Changes in the strength of the deepwater formation process have widely been proposed as the mechanism behind multidecadal sea surface temperature variability in the North Atlantic^2,3, which has been shown to have important impacts on atmospheric patterns and the weather in Europe^4,5. Recent work indicates that specifically the strength of deep water formation in the Labrador Sea is key component for driving variability in the strength of the AMOC, and hence for modulating recent and also decadal North Atlantic climate variability^6,7. Observational studies have shown that interannual to decadal changes in the formation of deepwater in the Labrador Sea, namely Labrador Sea Water (LSW), are driven by changes in the upper ocean density gradients controlled by heat removal from winds and/or buoyancy forcing from freshwater input⁸. However, because of the lack of oceanographic measurements beyond the last 100 years, our understanding of the oceans’ role, particularly centennial changes in the strength of LSW formation and associated subpolar gyre strength, in European climate over longer time scales remains fairly limited.

Several model studies have suggested that centennial-scale climate variability in the North Atlantic over the current interglacial was largely driven by changes in the formation of LSW responding, albeit non-linearly, to freshwater inputs from the Arctic Ocean into the Labrador Sea^9,10. Centennial timescale increases in the export of polar waters into the subpolar North Atlantic spanning the last 10,000 years, have been recorded in the abundance of ice-rafted debris deposited in marine sediment cores¹¹. These records have been widely used to establish a temporal framework for cold climatic events recorded in the circum-North Atlantic region by invoking ocean–land linkages¹². Yet, there are very limited data that support the mechanism by which these pulses of ice-laden, fresh, Arctic Ocean waters impacted the ocean circulation in the North Atlantic and specifically, the strength of LSW formation and the surface circulation around the subpolar gyre, which are very likely candidates for the modulation of the northwest European regional climate. This is largely because of the lack of high sediment accumulation sites for proxy reconstructions at key locations, such as the areas of active deep water formation in the centre of the Labrador Sea.

In this study, we present a suite of subdecadally to decadally resolved proxy records from across the subpolar North Atlantic from which we can infer changes in the formation of deep waters in the Labrador Sea and its associated gyre strength across the last 3000 years.
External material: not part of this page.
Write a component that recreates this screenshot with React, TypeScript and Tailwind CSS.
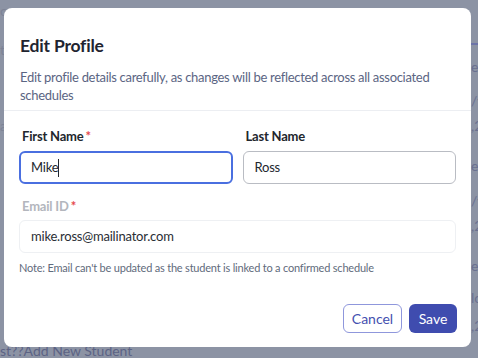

This interval spans several important periods within European history, which have often been related to climate variability such as the warm intervals during the Roman Empire expansion (colloquially referred to the Roman Warm Period ~250 years Before Common Era (BCE)—400 years Common Era (CE)) and Medieval times (Medieval Climatic Anomaly ~900–1200 years CE) and the cold periods such as the one centred around ~2700 years Before Present (BP) known as the Iron Age Cold Epoch, the short-lived Dark Ages Cold Period (~500–750 years CE) and the Little Ice Age (~1450–1850 years CE). Studying the ocean changes over the last 3000 years at high temporal resolution thereby provides a unique opportunity to investigate the potential linkages between ocean circulation changes and European climate variability and its impacts on societies. Our new findings suggest centennial changes in the circulation of the subpolar North Atlantic, likely modulated by the input of Arctic Ocean waters to the Labrador Sea, with similar timing to climate variability recorded on land in historical and terrestrial proxy data in Europe for the last 3000 years.

https://www.nature.com/articles/s41467-017-01884-8

 

 

Two tables in the paper stand out.

The first charts many of the known climatic events, and correlates with the proxy sediment cores:

 

 

The second postulates ocean circulation patterns during centennial warm and cold periods.

 

 

Climatologists have long been aware of these centennial events, and this paper adds a little more to the understanding of them.

As we know, oceans play a key role in the Earth’s climate, because of their massive heat content, which dwarfs anything GHGs can do.

Even during the 20thC , we have seen the effect of North Atlantic cycles, which brought rapid warming to the Arctic in the 1920s and 30s, followed by the sea ice years of the 1960s to 80s, in turn succeeded by the recent warming.

There is no evidence at all that GHGs have had any effect at all on any of these changes.